Unidentified Audience Member: No, I would just --
Christopher Hitchens: I promise you.
Unidentified Audience Member: I would just say you are probably the
most offensive person that I have come across of any --
Christopher Hitchens: That's better. That's much better.
Well, I couldn't care less what you think, as you can obviously tell.
Like Hitchens, I'm an atheist and a number of people have expressed dismay that I can hold my theological opinions with as much confidence as I do. Unlike Hitchens though, I'm very interested in what other people think when they disagree with me as profoundly as the audience member disagrees with Hitchens. What makes them do so? Mrs. RSI is a fairly orthodox liberal Catholic. I've always been interested in the mixture of Irish ethnicity, socialization, special circumstance, taste, and other factors that make her belief something that I find preposterous. Yet, Mrs. RSI and her liberal Catholic friends are all wonderful, warm, generous, loving people. If being good people were proof of the validity of Catholic Christianity, I'd line up to become Catholic.

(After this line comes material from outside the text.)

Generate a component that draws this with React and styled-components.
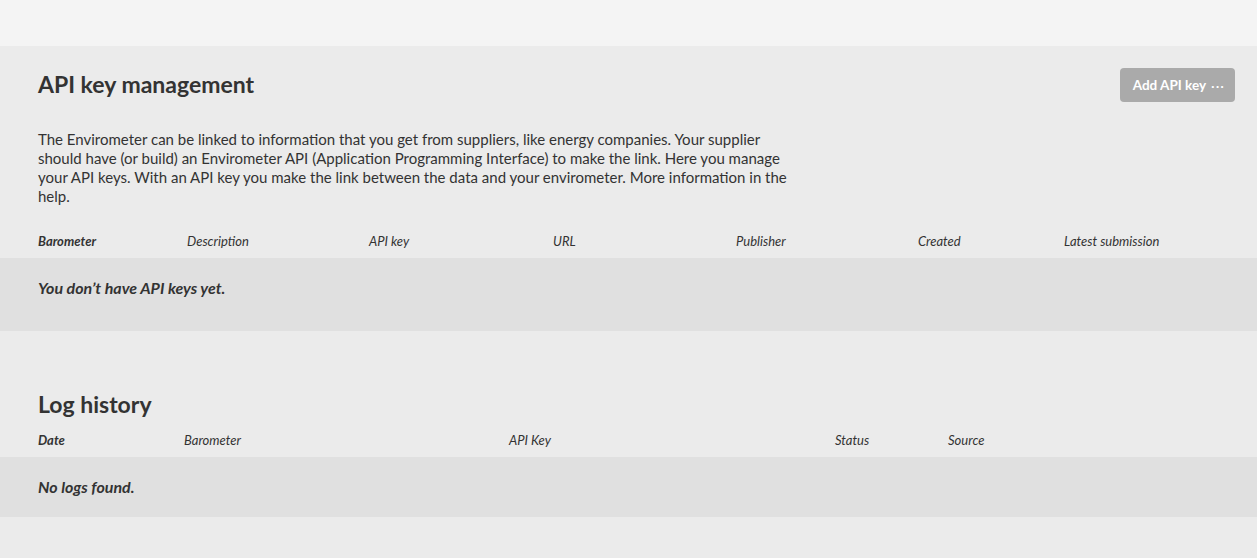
import React from 'react';
import styled, { createGlobalStyle } from 'styled-components';

const GlobalStyle = createGlobalStyle`
  html, body {
    margin: 0;
    padding: 0;
    background: #ebebeb;
  }
  body {
    font-family: Lato, "Open Sans", "Liberation Sans", sans-serif;
    color: #333333;
  }
`;

const TopBar = styled.div`
  height: 46px;
  background: #f4f4f4;
`;

const Page = styled.main`
  background: #ebebeb;
  padding-top: 22px;
  padding-bottom: 41px;
`;

const Section = styled.section`
  margin-bottom: ${p => p.$gap || 0}px;
`;

const HeaderRow = styled.div`
  display: flex;
  justify-content: space-between;
  align-items: flex-start;
  padding: 0 22px 0 38px;
`;

const Title = styled.h2`
  margin: ${p => p.$top || 0}px 0 0;
  font-size: 23px;
  font-weight: 700;
  line-height: 30px;
  color: #333333;
`;

const AddButton = styled.button`
  display: flex;
  align-items: center;
  gap: 5px;
  height: 34px;
  padding: 0 10px 0 13px;
  border: none;
  border-radius: 4px;
  background: #aaaaaa;
  color: #ffffff;
  font-family: inherit;
  font-size: 13.5px;
  font-weight: 700;
  cursor: pointer;
`;

const Dots = styled.span`
  font-weight: 400;
  letter-spacing: 1px;
  font-size: 14px;
`;

const Intro = styled.p`
  margin: 28px 0 0 38px;
  max-width: 760px;
  font-size: 15px;
  line-height: 19px;
`;

const TableHead = styled.div`
  display: grid;
  grid-template-columns: ${p => p.$cols};
  align-items: center;
  height: 34px;
  margin-top: ${p => p.$top || 0}px;
  padding-left: 38px;
`;

const HeadCell = styled.span`
  font-size: 13px;
  font-style: italic;
  font-weight: ${p => (p.$strong ? 700 : 400)};
  white-space: nowrap;
`;

const EmptyRow = styled.div`
  box-sizing: border-box;
  height: ${p => p.$h}px;
  padding: 20px 0 0 38px;
  background: #e0e0e0;
  font-size: 16px;
  line-height: 20px;
  font-style: italic;
  font-weight: 700;
`;

const keyCols = ['Barometer', 'Description', 'API key', 'URL', 'Publisher', 'Created', 'Latest submission'];
const logCols = ['Date', 'Barometer', 'API Key', 'Status', 'Source'];

export default function App() {
  return (
    <>
      <GlobalStyle />
      <TopBar />
      <Page>
        <Section $gap={56}>
          <HeaderRow>
            <Title $top={1}>API key management</Title>
            <AddButton>
              Add API key <Dots>···</Dots>
            </AddButton>
          </HeaderRow>
          <Intro>
            The Envirometer can be linked to information that you get from suppliers, like energy companies. Your supplier
            should have (or build) an Envirometer API (Application Programming Interface) to make the link. Here you manage
            your API keys. With an API key you make the link between the data and your envirometer. More information in the
            help.
          </Intro>
          <TableHead $cols="149px 182px 184px 183px 182px 146px 1fr" $top={18}>
            {keyCols.map((c, i) => (
              <HeadCell key={c} $strong={i === 0}>{c}</HeadCell>
            ))}
          </TableHead>
          <EmptyRow $h={73}>You don’t have API keys yet.</EmptyRow>
        </Section>
        <Section>
          <HeaderRow>
            <Title $top={2}>Log history</Title>
          </HeaderRow>
          <TableHead $cols="146px 325px 326px 113px 1fr" $top={4}>
            {logCols.map((c, i) => (
              <HeadCell key={c} $strong={i === 0}>{c}</HeadCell>
            ))}
          </TableHead>
          <EmptyRow $h={60}>No logs found.</EmptyRow>
        </Section>
      </Page>
    </>
  );
}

Likewise, I'm also very curious about what would lead people to reject me to the extent that they would say something like "you are probably the most offensive person that I have come across." The fact that Hitchens has no such interest in the opinions of his fellow beings makes him an arrogant prick. In fact, Hitchens arrogant disdain for a guy who was obviously struggling makes him offensive in my eyes as well. Unfortunately, Hitchen's arrogance is an occupational hazard of being an atheist and in some ways of being a leftist as well. A lot of the atheists I know adapt a sense of superiority in relation to the religious people among us. Rejecting a mode of belief held by the vast majority of people in American society, they tend to reject the vast majority of society as not being worth their time or concern. That's how you can be an atheist and an arrogant prick.
2 comments:
Yeah being an atheist is kind of like being that jackass in elementary school with the big crayon box when everybody else has the small ones, you're just so on point and with it you can't help but be an arrogant prick all the time. If being a fucking schmuck was required to be an atheist why was Vonnegut so damn likeable even to religious readers?
Obviously, I don't think all atheists are arrogant pricks like Christopher Hitchens. I'm an atheist myself. But there is a temptation to arrogance that inheres in rejecting the views of the vast majority of our society. I just think that temptation should be avoided.